╭──
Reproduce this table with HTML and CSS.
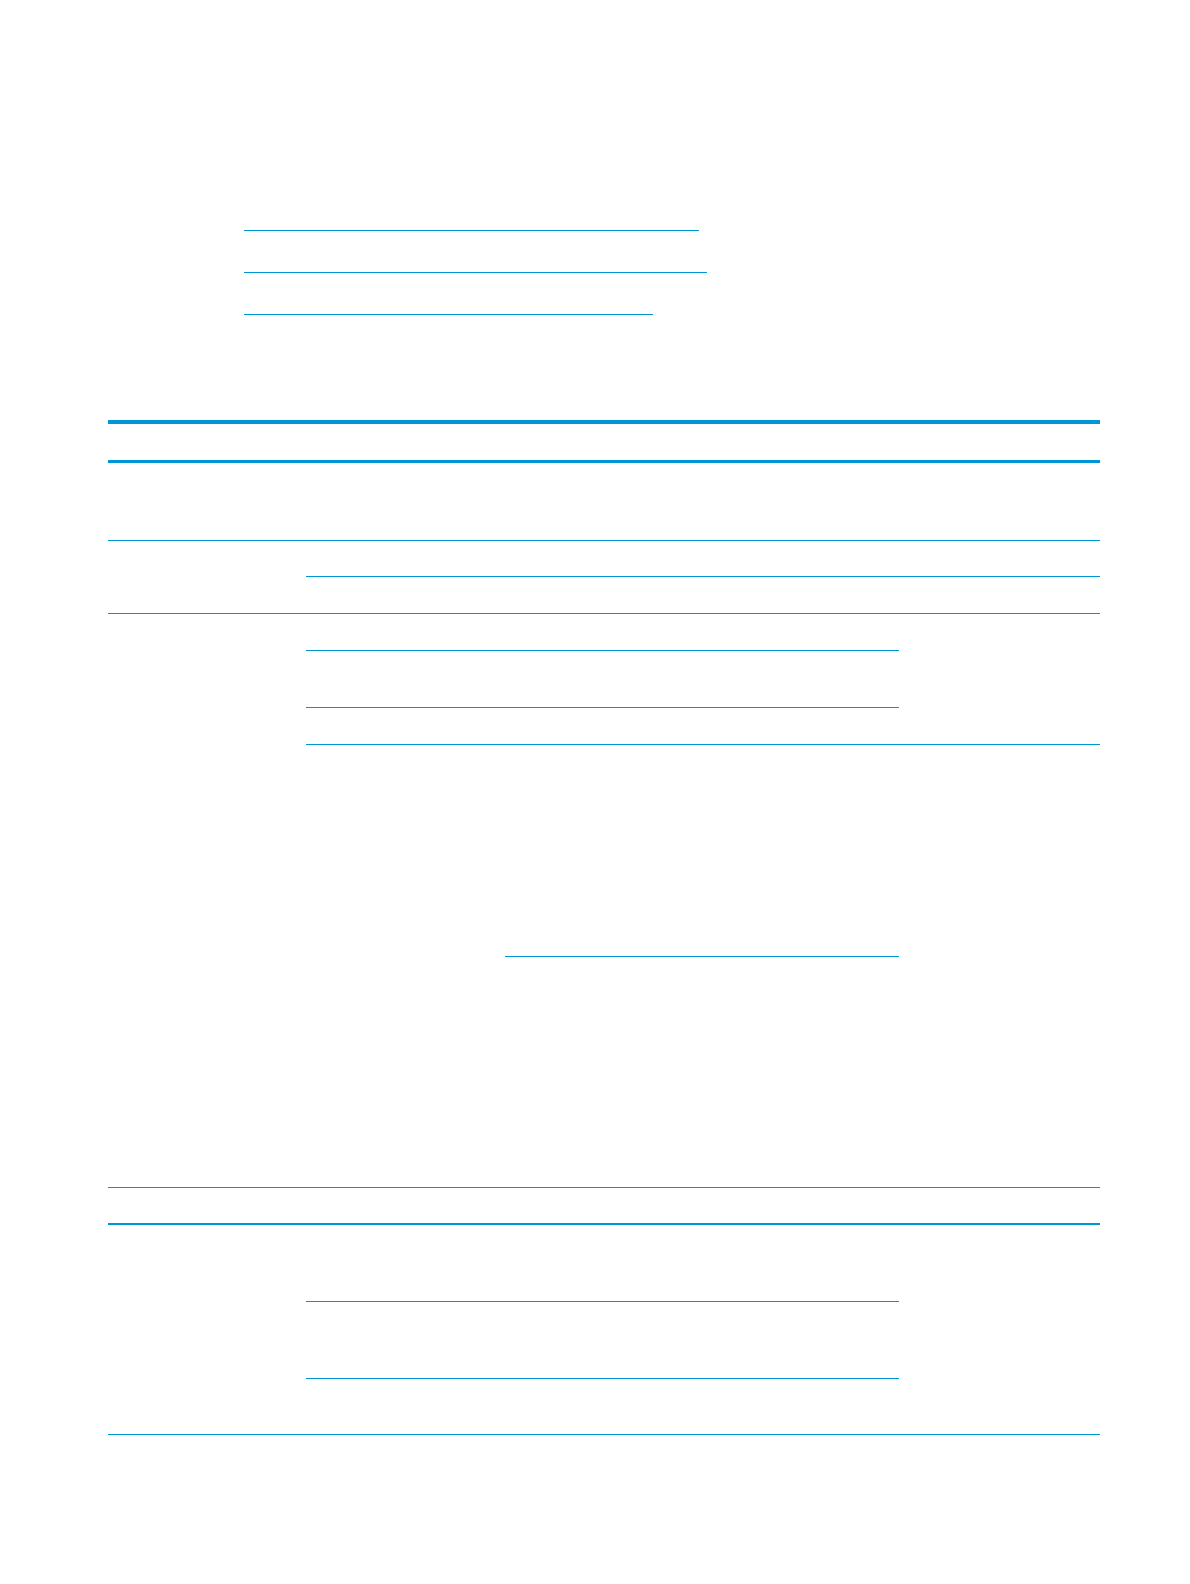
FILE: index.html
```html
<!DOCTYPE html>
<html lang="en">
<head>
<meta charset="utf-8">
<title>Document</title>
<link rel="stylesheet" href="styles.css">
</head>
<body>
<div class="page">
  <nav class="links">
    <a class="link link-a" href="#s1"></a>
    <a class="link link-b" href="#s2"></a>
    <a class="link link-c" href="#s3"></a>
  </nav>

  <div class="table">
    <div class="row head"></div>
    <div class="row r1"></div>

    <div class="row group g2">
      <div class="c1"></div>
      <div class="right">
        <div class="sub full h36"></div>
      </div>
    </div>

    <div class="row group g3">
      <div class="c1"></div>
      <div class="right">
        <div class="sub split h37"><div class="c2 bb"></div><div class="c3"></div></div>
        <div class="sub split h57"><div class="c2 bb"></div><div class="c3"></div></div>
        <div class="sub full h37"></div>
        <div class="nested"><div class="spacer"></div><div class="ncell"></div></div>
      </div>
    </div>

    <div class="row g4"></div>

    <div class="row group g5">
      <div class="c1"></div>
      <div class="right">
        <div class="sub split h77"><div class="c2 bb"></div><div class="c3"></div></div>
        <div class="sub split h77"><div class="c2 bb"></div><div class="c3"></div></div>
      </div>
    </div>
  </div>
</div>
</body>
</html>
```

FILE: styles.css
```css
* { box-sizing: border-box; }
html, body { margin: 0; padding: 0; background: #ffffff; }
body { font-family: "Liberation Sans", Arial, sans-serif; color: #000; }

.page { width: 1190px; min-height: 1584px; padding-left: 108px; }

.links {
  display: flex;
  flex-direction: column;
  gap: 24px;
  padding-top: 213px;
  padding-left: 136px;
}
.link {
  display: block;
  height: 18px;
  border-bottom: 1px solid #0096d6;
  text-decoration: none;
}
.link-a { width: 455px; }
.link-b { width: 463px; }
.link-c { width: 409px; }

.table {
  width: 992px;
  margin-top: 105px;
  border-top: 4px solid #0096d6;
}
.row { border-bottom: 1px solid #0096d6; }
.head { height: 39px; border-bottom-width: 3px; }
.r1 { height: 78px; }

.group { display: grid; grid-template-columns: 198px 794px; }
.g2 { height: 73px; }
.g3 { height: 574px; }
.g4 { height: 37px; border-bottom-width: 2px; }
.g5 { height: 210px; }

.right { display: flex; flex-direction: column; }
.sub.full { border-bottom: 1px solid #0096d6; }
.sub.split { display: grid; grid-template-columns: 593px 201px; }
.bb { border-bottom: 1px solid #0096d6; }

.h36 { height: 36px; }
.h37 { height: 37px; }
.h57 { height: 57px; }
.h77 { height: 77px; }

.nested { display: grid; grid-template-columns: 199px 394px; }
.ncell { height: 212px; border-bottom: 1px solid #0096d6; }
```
╰──
■ Given request: The data above should be repeated exactly, minus any pictures.

■ Answer to the problem:
Reproduce this table with HTML and CSS.
FILE: index.html
```html
<!DOCTYPE html>
<html lang="en">
<head>
<meta charset="utf-8">
<title>Document</title>
<link rel="stylesheet" href="styles.css">
</head>
<body>
<div class="page">
  <nav class="links">
    <a class="link link-a" href="#s1"></a>
    <a class="link link-b" href="#s2"></a>
    <a class="link link-c" href="#s3"></a>
  </nav>

  <div class="table">
    <div class="row head"></div>
    <div class="row r1"></div>

    <div class="row group g2">
      <div class="c1"></div>
      <div class="right">
        <div class="sub full h36"></div>
      </div>
    </div>

    <div class="row group g3">
      <div class="c1"></div>
      <div class="right">
        <div class="sub split h37"><div class="c2 bb"></div><div class="c3"></div></div>
        <div class="sub split h57"><div class="c2 bb"></div><div class="c3"></div></div>
        <div class="sub full h37"></div>
        <div class="nested"><div class="spacer"></div><div class="ncell"></div></div>
      </div>
    </div>

    <div class="row g4"></div>

    <div class="row group g5">
      <div class="c1"></div>
      <div class="right">
        <div class="sub split h77"><div class="c2 bb"></div><div class="c3"></div></div>
        <div class="sub split h77"><div class="c2 bb"></div><div class="c3"></div></div>
      </div>
    </div>
  </div>
</div>
</body>
</html>
```

FILE: styles.css
```css
* { box-sizing: border-box; }
html, body { margin: 0; padding: 0; background: #ffffff; }
body { font-family: "Liberation Sans", Arial, sans-serif; color: #000; }

.page { width: 1190px; min-height: 1584px; padding-left: 108px; }

.links {
  display: flex;
  flex-direction: column;
  gap: 24px;
  padding-top: 213px;
  padding-left: 136px;
}
.link {
  display: block;
  height: 18px;
  border-bottom: 1px solid #0096d6;
  text-decoration: none;
}
.link-a { width: 455px; }
.link-b { width: 463px; }
.link-c { width: 409px; }

.table {
  width: 992px;
  margin-top: 105px;
  border-top: 4px solid #0096d6;
}
.row { border-bottom: 1px solid #0096d6; }
.head { height: 39px; border-bottom-width: 3px; }
.r1 { height: 78px; }

.group { display: grid; grid-template-columns: 198px 794px; }
.g2 { height: 73px; }
.g3 { height: 574px; }
.g4 { height: 37px; border-bottom-width: 2px; }
.g5 { height: 210px; }

.right { display: flex; flex-direction: column; }
.sub.full { border-bottom: 1px solid #0096d6; }
.sub.split { display: grid; grid-template-columns: 593px 201px; }
.bb { border-bottom: 1px solid #0096d6; }

.h36 { height: 36px; }
.h37 { height: 37px; }
.h57 { height: 57px; }
.h77 { height: 77px; }

.nested { display: grid; grid-template-columns: 199px 394px; }
.ncell { height: 212px; border-bottom: 1px solid #0096d6; }
```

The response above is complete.